Second, with empathy for allies and supporter states. It is crucial for the next U.S. president to recognize that, unlike the United States, East Asian states have to live permanently in China’s shadow. Very few regional leaders will choose – or be able to stick with – policies that actively antagonize China. This is because their relationships with China stretch beyond maritime disputes to encompass economic and security interdependence. In this context, U.S. strategic leadership means enabling these states to keep supporting U.S. leadership without forcing them to make zero-sum choices vis-à-vis China.

Third, with resolve towards China. This resolve can cut two ways. The new president can choose to play hardball, upholding U.S. interests and principles clearly and firmly and responding in kind to Chinese assertiveness. This may work: Chinese leaders may continue to be deterred by the specter of a potential military conflict with the U.S. that they might not be able to win. But I would recommend applying resolve in a different way: Persuade China to become the world’s most important supporter of a regional and global order that the U.S. wants to uphold. This is a more difficult enterprise because it will involve a change of mindset in Washington, from the current take-it-or-leave-it attitude towards some negotiation with China about reforms it wants to see and the role it wants to play in the international order.

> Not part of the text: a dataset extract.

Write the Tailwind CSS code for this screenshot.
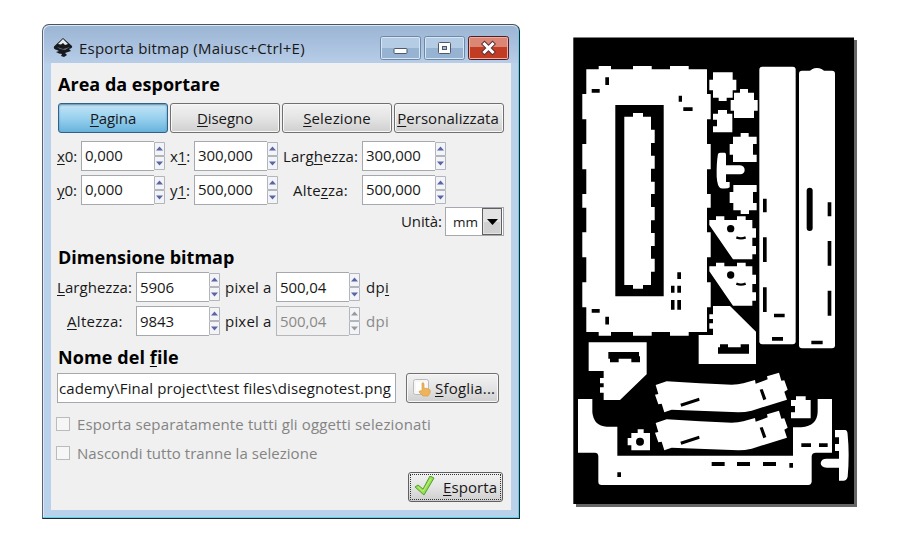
<!DOCTYPE html>
<html lang="it">
<head>
<meta charset="utf-8">
<title>Esporta bitmap</title>
<script src="https://cdn.jsdelivr.net/npm/@tailwindcss/browser@4"></script>
</head>
<body class="bg-white w-[900px] h-[550px] overflow-hidden">
<svg class="hidden">
  <symbol id="spin" viewBox="0 0 11 28"><path d="M.5.5h10v13H.5zM.5 14.5h10v13H.5z" fill="#f3f4f8" stroke="#b3b5bc"/><path d="M5.5 4.5L9 8.500H2zM2 19.500h7L5.500 23.500z" fill="currentColor"/></symbol>
</svg>
<main class="flex gap-[53px] pl-[42px] pt-6 items-start font-['Open_Sans','Noto_Sans',sans-serif] text-[15px] leading-5 tracking-[-0.1px] text-[#181818] whitespace-nowrap">
  <section class="w-[478px] h-[495px] rounded-t-[7px] border border-[#20272d] border-t-[#4c535c] border-l-[#5a6270] bg-[#b9d1ea] flex flex-col shadow-[inset_-1px_-1px_0_#55d5ec,inset_1px_1px_0_#dce8f5]">
    <header class="h-[37px] shrink-0 mx-px mt-px rounded-t-[6px] bg-linear-to-b from-[#9bb5d4] to-[#b7cde8] flex items-start pl-[9px]">
      <svg class="mt-[11px] w-5 h-[21px]" viewBox="0 0 20 21"><path d="M10 1L1 9.500Q0 12 4 13L6 14 3 15Q6 17 9 17L8 19 11 20 14 18 12 16 18 14 16 12Q20 11 19 9z" fill="#17191d"/><path d="M10 2L5 7 8 7.500 10 6 12 8 15 7z" fill="#e9edf2"/><path d="M4 10l6 2 7-2-5 3-5-1z" fill="#687482"/></svg>
      <h1 class="ml-[6px] mt-[12px] w-[301px] shrink-0 tracking-[0.22px]">Esporta bitmap (Maiusc+Ctrl+E)</h1>
      <div class="mt-[10px] flex gap-[3px]">
        <svg class="w-[41px] h-[24px]" viewBox="0 0 41 24"><rect x=".5" y=".5" width="40" height="23" rx="2" fill="#b5cce5" stroke="#6f87a6"/><path d="M2 12h37v10H2z" fill="#96b3d2"/><rect x="1.500" y="1.500" width="38" height="21" rx="1" fill="none" stroke="#d8e6f5"/><rect x="14" y="12.500" width="13" height="5" rx="1" fill="#fff" stroke="#4d5968"/></svg>
        <svg class="w-[41px] h-[24px]" viewBox="0 0 41 24"><rect x=".5" y=".5" width="40" height="23" rx="2" fill="#b5cce5" stroke="#6f87a6"/><path d="M2 12h37v10H2z" fill="#96b3d2"/><rect x="1.500" y="1.500" width="38" height="21" rx="1" fill="none" stroke="#d8e6f5"/><rect x="14.500" y="6.500" width="12" height="11" rx="1" fill="#fff" stroke="#4d5968"/><rect x="18.500" y="10.500" width="4" height="3" fill="#a7bed6" stroke="#4d5968"/></svg>
        <svg class="w-[41px] h-[24px]" viewBox="0 0 41 24"><rect x=".5" y=".5" width="40" height="23" rx="2" fill="#dc8676" stroke="#501d22"/><path d="M2 11h37v11H2z" fill="#c23c24"/><rect x="1.500" y="1.500" width="38" height="21" rx="1" fill="none" stroke="#edb0a5"/><path d="M16.500 8l8 8M24.500 8l-8 8" stroke="#5c3439" stroke-width="5" stroke-linecap="square"/><path d="M16.500 8l8 8M24.500 8l-8 8" stroke="#fff" stroke-width="3" stroke-linecap="square"/></svg>
      </div>
    </header>
    <div class="w-[460px] h-[447px] ml-[8px] bg-[#f0f0f0] pl-[6px] flex flex-col items-start">
      <h2 class="mt-[11px] h-[29px] text-[18px] font-bold text-black tracking-[0.02px] pl-px">Area da esportare</h2>
      <div class="flex ml-px gap-[2px] h-[30px] text-center leading-[29px]">
        <button class="w-[110px] rounded-[3px] border border-[#2c628b] bg-linear-to-b from-[#c4e5f6] via-[#98d1ef] to-[#68b3db] shadow-[inset_0_1px_2px_#5f8ba5]"><u class="underline-offset-2">P</u>agina</button>
        <button class="w-[110px] rounded-[3px] border border-[#707070] bg-linear-to-b from-[#f2f2f2] via-[#e4e4e4] to-[#cfcfcf] shadow-[inset_0_0_0_1px_#f8f8f8]"><u class="underline-offset-2">D</u>isegno</button>
        <button class="w-[110px] rounded-[3px] border border-[#707070] bg-linear-to-b from-[#f2f2f2] via-[#e4e4e4] to-[#cfcfcf] shadow-[inset_0_0_0_1px_#f8f8f8] tracking-[0.15px]"><u class="underline-offset-2">S</u>elezione</button>
        <button class="w-[110px] rounded-[3px] border border-[#707070] bg-linear-to-b from-[#f2f2f2] via-[#e4e4e4] to-[#cfcfcf] shadow-[inset_0_0_0_1px_#f8f8f8] pr-[2px] tracking-[0.05px]"><u class="underline-offset-2">P</u>ersonalizzata</button>
      </div>
      <div class="flex mt-[8px] h-[30px] items-center">
        <span class="w-6"><u class="underline-offset-2">x</u>0:</span>
        <span class="w-[73px] h-[30px] bg-white border border-r-0 border-[#a5a8ad] pl-[3px] leading-[27px]">0,000</span><svg class="w-[11px] h-7 text-[#5b64a4]"><use href="#spin"/></svg>
        <span class="ml-[5px] w-6">x<u class="underline-offset-2">1</u>:</span>
        <span class="w-[73px] h-[30px] bg-white border border-r-0 border-[#a5a8ad] pl-[3px] leading-[27px]">300,000</span><svg class="w-[11px] h-7 text-[#5b64a4]"><use href="#spin"/></svg>
        <span class="ml-[5px] w-[79px] tracking-[0.05px]">Larg<u class="underline-offset-2">h</u>ezza:</span>
        <span class="w-[73px] h-[30px] bg-white border border-r-0 border-[#a5a8ad] pl-[3px] leading-[27px]">300,000</span><svg class="w-[11px] h-7 text-[#5b64a4]"><use href="#spin"/></svg>
      </div>
      <div class="flex mt-1 h-[30px] items-center">
        <span class="w-6"><u class="underline-offset-2">y</u>0:</span>
        <span class="w-[73px] h-[30px] bg-white border border-r-0 border-[#a5a8ad] pl-[3px] leading-[27px]">0,000</span><svg class="w-[11px] h-7 text-[#5b64a4]"><use href="#spin"/></svg>
        <span class="ml-[5px] w-6">y<u class="underline-offset-2">1</u>:</span>
        <span class="w-[73px] h-[30px] bg-white border border-r-0 border-[#a5a8ad] pl-[3px] leading-[27px]">500,000</span><svg class="w-[11px] h-7 text-[#5b64a4]"><use href="#spin"/></svg>
        <span class="ml-[5px] w-[79px] pl-[10px] tracking-[0.2px]">Alte<u class="underline-offset-2">z</u>za:</span>
        <span class="w-[73px] h-[30px] bg-white border border-r-0 border-[#a5a8ad] pl-[3px] leading-[27px]">500,000</span><svg class="w-[11px] h-7 text-[#5b64a4]"><use href="#spin"/></svg>
      </div>
      <div class="flex mt-[2px] ml-[344px] h-[29px] items-center">
        <span class="w-[44px] pb-[2px]">Unità:</span>
        <span class="w-[59px] h-[29px] bg-white border border-[#a5a8ad] flex"><span class="w-[36px] pl-[7px] pt-[4px] text-[13.5px]">mm</span><svg class="w-[21px] h-[27px]" viewBox="0 0 21 27"><rect x=".5" y=".5" width="19" height="26" fill="#e3e3e3" stroke="#606060"/><path d="M2 14h16v11H2z" fill="#d0d0d0"/><path d="M5 11h11l-5.500 6z" fill="#000"/></svg></span>
      </div>
      <h2 class="mt-[11px] h-[25px] text-[18px] font-bold text-black tracking-[0px] pl-px">Dimensione bitmap</h2>
      <div class="flex h-[30px] items-center">
        <span class="w-[79px] tracking-[0.05px]"><u class="underline-offset-2">L</u>arghezza:</span>
        <span class="w-[73px] h-[30px] bg-white border border-r-0 border-[#a5a8ad] pl-[3px] leading-[28px]">5906</span><svg class="w-[11px] h-7 text-[#5b64a4]"><use href="#spin"/></svg>
        <span class="ml-[5px] w-[51px] tracking-[0.2px]">pixel a</span>
        <span class="w-[73px] h-[30px] bg-white border border-r-0 border-[#a5a8ad] pl-[3px] leading-[28px]">500,04</span><svg class="w-[11px] h-7 text-[#5b64a4]"><use href="#spin"/></svg>
        <span class="ml-[6px] tracking-[0.3px]">dp<u class="underline-offset-2">i</u></span>
      </div>
      <div class="flex mt-1 h-[30px] items-center">
        <span class="w-[79px] pl-[10px] tracking-[0.3px]"><u class="underline-offset-2">A</u>ltezza:</span>
        <span class="w-[73px] h-[30px] bg-white border border-r-0 border-[#a5a8ad] pl-[3px] leading-[28px]">9843</span><svg class="w-[11px] h-7 text-[#5b64a4]"><use href="#spin"/></svg>
        <span class="ml-[5px] w-[51px] tracking-[0.2px]">pixel a</span>
        <span class="w-[73px] h-[30px] border border-r-0 border-[#b5b7ba] text-[#8a8a8a] pl-[3px] leading-[28px]">500,04</span><svg class="w-[11px] h-7 text-[#999]"><use href="#spin"/></svg>
        <span class="ml-[6px] text-[#8a8a8a] tracking-[0.3px]">dpi</span>
      </div>
      <h2 class="mt-[11px] h-[26px] text-[18px] font-bold text-black tracking-[0.1px] pl-px">Nome del <u class="underline-offset-2">f</u>ile</h2>
      <div class="flex h-[30px]">
        <span class="w-[339px] h-[30px] bg-white border border-[#a5a8ad] pl-px leading-[29px] tracking-[0.11px] overflow-hidden">cademy\Final project\test files\disegnotest.png</span>
        <button class="ml-[10px] w-[93px] h-[30px] rounded-[3px] border border-[#707070] bg-linear-to-b from-[#f2f2f2] via-[#e4e4e4] to-[#cfcfcf] shadow-[inset_0_0_0_1px_#f8f8f8] flex items-center pl-[6px]">
          <svg class="w-[19px] h-[20px]" viewBox="0 0 19 20"><rect x=".5" y="1.500" width="15" height="15" rx="2" fill="#f6f6f4" stroke="#b9bbc0"/><path d="M3 4h10v9H3z" fill="#fff"/><path d="M9 5q2-1 2 1v4l5 1q2 1 1 4l-2 3h-5l-4-4q0-2 3-1z" fill="#eeb45a" stroke="#d99c4d" stroke-width=".7"/></svg>
          <span class="ml-[3px] tracking-[0.2px]"><u class="underline-offset-2">S</u>foglia...</span>
        </button>
      </div>
      <label class="mt-[11px] h-5 flex items-center text-[#848484] ml-[-1px] tracking-[0.14px]"><span class="w-[14px] h-[14px] mb-px mr-[7px] border border-[#b9bbbd] bg-[#f6f6f6]"></span>Esporta separatamente tutti gli oggetti selezionati</label>
      <label class="mt-[9px] h-5 flex items-center text-[#848484] ml-[-1px] tracking-[0.04px]"><span class="w-[14px] h-[14px] mb-px mr-[7px] border border-[#b9bbbd] bg-[#f6f6f6]"></span>Nascondi tutto tranne la selezione</label>
      <button class="ml-[351px] mt-[9px] w-[95px] h-[30px] rounded-[3px] border border-[#606060] bg-linear-to-b from-[#f2f2f2] via-[#e4e4e4] to-[#cfcfcf] p-px">
        <span class="h-full border border-dotted border-[#333] flex items-center pl-[4px]">
          <svg class="w-5 h-5 -mt-[3px]" viewBox="0 0 20 20"><path d="M0 11l3-2 5 4L15 0l4 2L9 19z" fill="#94df50" stroke="#57a02b"/><path d="M3 11l5 4.500L16 2.500" fill="none" stroke="#c2f184"/></svg>
          <span class="ml-[8px] tracking-[0.1px]"><u class="underline-offset-2">E</u>sporta</span>
        </span>
      </button>
    </div>
  </section>
  <svg class="w-[284px] h-[470px] mt-[13px]" viewBox="573 37 284 470" fill="#fff">
    <path d="M576 40h281v467H576z" fill="#666"/><path d="M573.300 37.500H854V504H573.300z" fill="#000"/>
    <!-- frame -->
    <path d="M586.300 69.300H598.700V66H611V69.300H633V66H651.700V69.300H670V66H688.700V69.300H707V94H710.700V119.300H707V144H710.700V169.300H707V194H710.700V207.700H707V232.300H710.700V257.300H707V282.300H710.700V307.300H707V332H688.700V335.700H670V332H651.700V335.700H633V332H611V335.700H598.700V332H586.300V307.300H582.300V282.300H586.300V257.300H582.300V232.300H586.300V207.700H582.300V194H586.300V169.300H582.300V144H586.300V119.300H582.300V94H586.300z"/>
    <path d="M615.300 105H663.700V296.300H615.300z" fill="#000"/>
    <path d="M624.300 116.700H633V113H643V116.700H651V129.700H654.700V143H651V155.700H654.700V168.700H651V181.700H654.700V194H651V207H654.700V220.300H651V233H654.700V246H651V258.700H654.700V271.700H651V285H643V288.700H633V285H624.300z"/>
    <path fill="#000" d="M605.300 77.300h3.700v7.700h-3.700zM591.700 89h8v3.700h-8zM678.700 95.700h3.300v6h-3.300zM683.300 107.300h9.300v3.700h-9.300zM677.300 272.300h3.700v6.700h-3.700zM671 285.700h3.500v7h-3.500zM677.300 285.700h3.700v7h-3.700zM671 300h3.500v9.700h-3.500zM677.300 300h3.700v9.700h-3.700zM591.700 309h8v3.700h-8zM605.300 316.700h3.700v7.700h-3.700z"/>
    <!-- connectors -->
    <g transform="translate(700 30) scale(.33333)">
      <path d="M39 127H98V149H109V181H98V203H80V213H56V203H39V181H28V149H39zM102 188H120V177H144V188H162V210H173V242H162V264H102V242H92V210H102zM39 251H54V240H81V251H97V307H39V289H51V269H39zM99 320H122V309H146V320H170V342H159V374H170V396H99V374H89V342H99z"/>
      <path d="M54 372Q56 368 62 368H74Q78 368 78 374V406H120Q134 408 134 420Q134 432 120 433H78V456H89V472Q84 477 62 475Q52 470 50 440Q49 400 54 372z"/>
    </g>
    <!-- rails and brackets -->
    <g transform="translate(700 185) scale(.33333)">
      <path d="M100 0H170V21H159V54H170V76H147V87H122V76H100V54H89V21H100z"/>
      <rect x="178" y="-355" width="109" height="833" rx="9"/><rect x="297" y="-343" width="108" height="833" rx="9"/><path d="M322 -340Q332 -341 336 -347Q350 -355 366 -347Q370 -341 380 -340z"/>
      <path fill="#000" d="M189 41h11v41h-11zM189 157h11v74h-11zM189 307h11v74h-11zM383 52h11v42h-11zM383 168h11v74h-11zM383 317h11v75h-11zM222 386h32v11h-32zM216 456h33v11h-33zM334 467h34v11h-34z"/><rect x="320" y="8" width="18" height="130" rx="9" fill="#000"/>
      <g id="bracket"><path d="M28 105H48V94H73V105H111V94H137V105H157V130H168V158H157V183H168V208H157V223H99L28 120z"/><circle cx="92" cy="131" r="11" fill="#000"/><path d="M109 157q14 6 28 0" fill="none" stroke="#000" stroke-width="7"/></g>
      <use href="#bracket" y="139"/>
      <path d="M39 363H90L168 440V537H-4V450H39V431H28V415H39V402H28V388H39z"/><path fill="#000" d="M60 478H84V487H122V478H147V506H54V487H60z"/>
    </g>
    <!-- base, arms and hook -->
    <g transform="translate(565 335) scale(.33333)">
      <path d="M71 22H245V118L165 195H116V173H105V157H116V145H105V129H116V108H71z"/><path fill="#000" d="M130 51H222V64H225V82H199V71H161V82H135V71H130z"/>
      <g id="arm"><path d="M272 150L305 139L405 144.500L500 149Q520 149 535 145L570 135L572 146L608 133L606 124L642 113L649 137L658 136L668 164L658 170L666 194L560 227Q540 232 520 232L320 224L298 232L290 206L280 208L270 179L280 177z"/><path fill="#000" d="M346 206L402 188L404 197L349 215zM584 164L593 162L604 192L595 196z"/></g>
      <use href="#arm" y="114"/>
      <path d="M39 192H82V232Q86 273 125 275H157V362H684V277H709Q757 272 758 230V192H801V353H753Q740 353 740 365V440Q738 450 730 450H110Q100 450 100 440V365Q100 353 90 353H39z"/>
      <path fill="#000" d="M157 412h11v14h-11zM440 381h39v12h-39zM516 381h39v12h-39zM594 381h39v12h-39zM673 384h11v14h-11zM709 325h29v11h-29zM762 325h26v11h-26z"/>
      <path d="M199 294H218V283H236V294H255V346H199V331H188V309H199z"/><circle cx="225" cy="320" r="12" fill="#000"/>
      <path d="M678 195H693V184H722V195H737V250H678V232H690V213H678z"/>
      <path d="M810 285H841Q848 287 848 300Q854 360 848 425Q845 437 835 437H822V398H785Q767 396 767 384Q769 371 785 371H822V348H810V327H822V307H810z"/>
    </g>
  </svg>
</main>
</body>
</html>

To begin with, the new U.S. administration will want to consider initiating a workable framework for cooperation with China in key regional maritime issues, such as navigational safety, zones. It seems to me that the only viable short- to medium-term means of managing the South China Sea disputes is the tried and tested one of China and the other rival claimants agreeing to put aside the territorial disputes, possibly in favor of selected projects of joint resources protection, exploration and development. While these agreements will not directly involve the U.S., which is a non-claimant, Washington can lead in creating more propitious “weather conditions” for such an outcome, by shifting the current dynamic away from the deadlock over international arbitration and freedom of navigation.